Heck 16 is a lot more fun than 0! Nice work sir.

Outdoor Hub mobile, the outdoor information engine


----------



## crappiewizard (Feb 21, 2012)

It was a tough evening for me also! Ended up with 12 keeper crappie, caught a few bass, one of which was about 3lbs. Def suprised when I got that on a 1/32 jig head. Anyone gonna go out in the wind tom?


----------



## KWaller (Oct 3, 2010)

crappiewizard said:


> It was a tough evening for me also! Ended up with 12 keeper crappie, caught a few bass, one of which was about 3lbs. Def suprised when I got that on a 1/32 jig head. Anyone gonna go out in the wind tom?


Me! Me! Me! 

Outdoor Hub mobile, the outdoor information engine


----------



## crappiewizard (Feb 21, 2012)

If anybody was going I knew it would be you kwaller.
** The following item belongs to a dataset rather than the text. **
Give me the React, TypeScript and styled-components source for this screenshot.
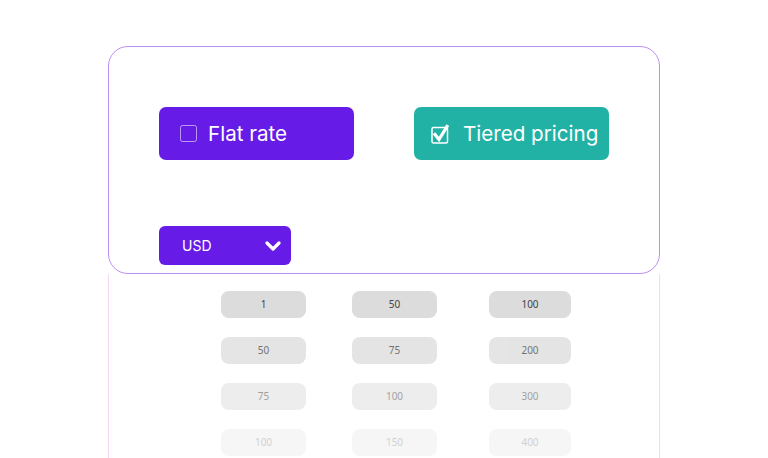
import React from 'react';
import styled, { createGlobalStyle } from 'styled-components';

const GlobalStyle = createGlobalStyle`
  html, body {
    margin: 0;
    padding: 0;
    background: #fff;
    overflow: hidden;
  }
  body {
    font-family: Inter, 'Noto Sans', sans-serif;
  }
`;

const Page = styled.div`
  width: 768px;
  height: 458px;
  display: flex;
  justify-content: center;
  padding-top: 46px;
  box-sizing: border-box;
`;

const Frame = styled.div`
  width: 552px;
  display: flex;
  flex-direction: column;
`;

const Card = styled.div`
  height: 228px;
  box-sizing: border-box;
  border: 1px solid #bd8ef2;
  border-radius: 20px;
  padding: 60px 50px 8px;
  display: flex;
  flex-direction: column;
  justify-content: space-between;
  background: #fff;
`;

const ToggleRow = styled.div`
  display: flex;
  justify-content: space-between;
`;

const Toggle = styled.button<{ active?: boolean }>`
  width: 195px;
  height: 53px;
  border: none;
  border-radius: 7px;
  background: ${({ active }) => (active ? '#21b2a5' : '#661ce6')};
  color: #fff;
  display: flex;
  align-items: center;
  gap: ${({ active }) => (active ? '10px' : '11px')};
  padding: 0 0 0 ${({ active }) => (active ? '17px' : '21px')};
  font-family: Inter, 'Noto Sans', sans-serif;
  font-size: 20.6px;
  font-weight: 400;
  cursor: pointer;
`;

const Select = styled.button`
  width: 132px;
  height: 39px;
  border: none;
  border-radius: 6px;
  background: #661ce6;
  color: #fff;
  display: flex;
  align-items: center;
  justify-content: space-between;
  padding: 0 10px 0 23px;
  box-sizing: border-box;
  font-family: Inter, 'Noto Sans', sans-serif;
  font-size: 14px;
  cursor: pointer;
`;

const Tiers = styled.div`
  flex: 1;
  border-left: 1px solid #f5d6f5;
  border-right: 1px solid #f5d6f5;
  padding: 17px 0 0 112px;
`;

const Grid = styled.div`
  display: grid;
  grid-template-columns: 85px 85px 88px;
  column-gap: 46px;
  row-gap: 19px;
  & > :nth-child(3n) {
    margin-left: 6px;
  }
`;

const Pill = styled.div<{ fade: number }>`
  height: 27px;
  border-radius: 8px;
  background: #dcdcdc;
  color: #444;
  opacity: ${({ fade }) => fade};
  display: flex;
  align-items: center;
  justify-content: center;
  font-family: 'Noto Sans', Inter, sans-serif;
  font-size: 10px;
  padding-bottom: 2px;
  box-sizing: border-box;
`;

const EmptyBox = () => (
  <svg width="17" height="17" viewBox="0 0 17 17">
    <rect x="0.5" y="0.5" width="16" height="16" rx="2" fill="none" stroke="rgba(255,255,255,0.55)" strokeWidth="1" />
  </svg>
);

const CheckedBox = () => (
  <svg width="22" height="20" viewBox="0 0 22 20">
    <rect x="1" y="3.5" width="15.5" height="15.5" rx="1.5" fill="none" stroke="#fff" strokeWidth="1.5" />
    <path d="M4 10.5 L8 15.5 L16 2.5" fill="none" stroke="#fff" strokeWidth="3.2" strokeLinecap="square" strokeLinejoin="miter" />
  </svg>
);

const Chevron = () => (
  <svg width="16" height="10" viewBox="0 0 16 10">
    <polyline points="2,2 8,8 14,2" fill="none" stroke="#fff" strokeWidth="3.2" strokeLinecap="round" strokeLinejoin="round" />
  </svg>
);

const rows = [
  ['1', '50', '100'],
  ['50', '75', '200'],
  ['75', '100', '300'],
  ['100', '150', '400'],
];
const fades = [1, 0.75, 0.5, 0.25];

export default function App() {
  return (
    <>
      <GlobalStyle />
      <Page>
        <Frame>
          <Card>
            <ToggleRow>
              <Toggle>
                <EmptyBox />
                Flat rate
              </Toggle>
              <Toggle active>
                <CheckedBox />
                Tiered pricing
              </Toggle>
            </ToggleRow>
            <Select>
              USD
              <Chevron />
            </Select>
          </Card>
          <Tiers>
            <Grid>
              {rows.map((row, r) =>
                row.map((v, c) => (
                  <Pill key={`${r}-${c}`} fade={fades[r]}>
                    {v}
                  </Pill>
                ))
              )}
            </Grid>
          </Tiers>
        </Frame>
      </Page>
    </>
  );
}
Lol


----------



## Snyd (May 5, 2004)

Well I am a few weeks behind but heading out this weekend rain or shine. KW - Don't catch them all before I have a chance to try out my new rod.


----------



## KWaller (Oct 3, 2010)

Snyd said:


> Well I am a few weeks behind but heading out this weekend rain or shine. KW - Don't catch them all before I have a chance to try out my new rod.


ill try to  what rod u get?

Outdoor Hub mobile, the outdoor information engine


----------



## Snyd (May 5, 2004)

My kids got me a 10 foot Crappie Rod - Nothing fancy just one of the B&M rods they had over at Walmart around Christmas time. I haven't used anything bigger than 8 foot so I am excited to try out the new one this weekend. It seems like it has a lot of stretch to it so hopefully I wont break it.


----------



## Saugeyefisher (Jul 19, 2010)

Snyd said:


> My kids got me a 10 foot Crappie Rod - Nothing fancy just one of the B&M rods they had over at Walmart around Christmas time. I haven't used anything bigger than 8 foot so I am excited to try out the new one this weekend. It seems like it has a lot of stretch to it so hopefully I wont break it.


 I got the 13 ft B&m and used it once so far since chrismas and loved it. Was really fun!


----------